Restauri e musei

Sui lungarni di Pisa si incrociano gli sguardi dei viaggiatori del Grand Tour (eruditi, artisti, poeti, architetti, archeologi), sullo sfondo del processo ottocentesco di trasformazione delle rive e degli edifici che vi si affacciano, contribuendo a definirne una vocazione culturale. Tale “vocazione" si determina nel momento in cui i problemi posti dalla secolarizzazione dei beni ecclesiatici nel corso dell’Ottocento e dalla ricostruzione dopo la seconda guerra mondiale generano profonde trasformazioni funzionali, indotte dalla crescita di disponibilità di edifici a uso della collettività, allineati lungo le rive cittadine dell’Arno (conventi soppressi, strutture difensive “demilitarizzate”, palazzi di proprietà della Corona d’Italia). A segnare il punto di partenza di questa trasformazione nel quadro della ricostruzione del secondo dopoguerra, è il museo San Matteo, opera di Piero Sanpaolesi, che riveste un ruolo centrale non solo nella città, ma nel contesto del dibattito internazionale sulla cultura e la prassi museologica e museografica, aspetti che trovano fondamentali momenti di riflessione negli anni tra le due guerre. Dalla vicenda del San Matteo, nucleo centrale del volume che si avvale di un corpus di oltre
200 disegni ancora inediti, lo sviluppo espositivo lungo le rive trova continuità coi musei dei Palazzi Lanfranchi, Reale, Rosselmini Gualandi fino a quello delle Navi Antiche negli Arsenali.

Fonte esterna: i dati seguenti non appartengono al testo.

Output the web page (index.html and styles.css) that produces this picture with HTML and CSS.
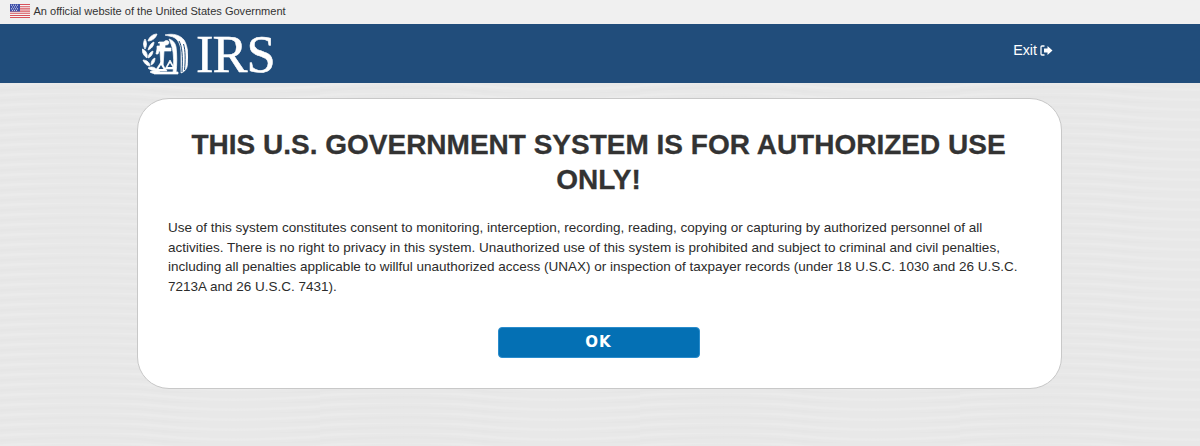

Su queste premesse, mutuate da un puntuale affondo sulle ragioni storiche che hanno portato a trasformare una sequenza di musei in “sistema”, si fonda l’obiettivo del presente volume: tracciare il filo rosso di questo processo che vuole mostrare modi diversi di affrontare il difficile rapporto tra restauro e riuso museale e come questi modi
si dispieghino in approcci che si modificano non solo in base alle prerogative della preesistenza, ma in funzione dell’aggiornamento agli standard contemporanei (e quindi le criticità e potenzialità), dei cambiamenti delle tecnologie informative, delle normative, delle diverse forme di gestione. Si tratta infatti di uno spaccato esemplare e, potremmo dire “didattico”, della complessa fenomenologia museale che si sviluppa dal dopoguerra a oggi, misurandosi con collezioni e contesti diversi che profilano l’evolversi del
significato stesso di museo e di fruizione museale, tema oggi più che mai al centro di un continuo monitoraggio attraverso i visitors studies. Su tutte queste condizioni sovrasta tuttavia l’importanza della consapevolezza culturale dei processi che determinano le scelte progettuali, la loro capacità di adattamento ai cambiamenti e al tempo stesso il loro possibile storicizzarsi come testimonianze di una determinata cultura museologica e museografica. Non è un caso che queste riflessioni partano proprio dalla vicenda del San
Matteo, il primo museo realizzato dopo il secondo conflitto mondiale secondo criteri lungimiranti, in gran parte distrutto dagli “adeguamenti” successivi , con
problematiche e criticità ancora aperte.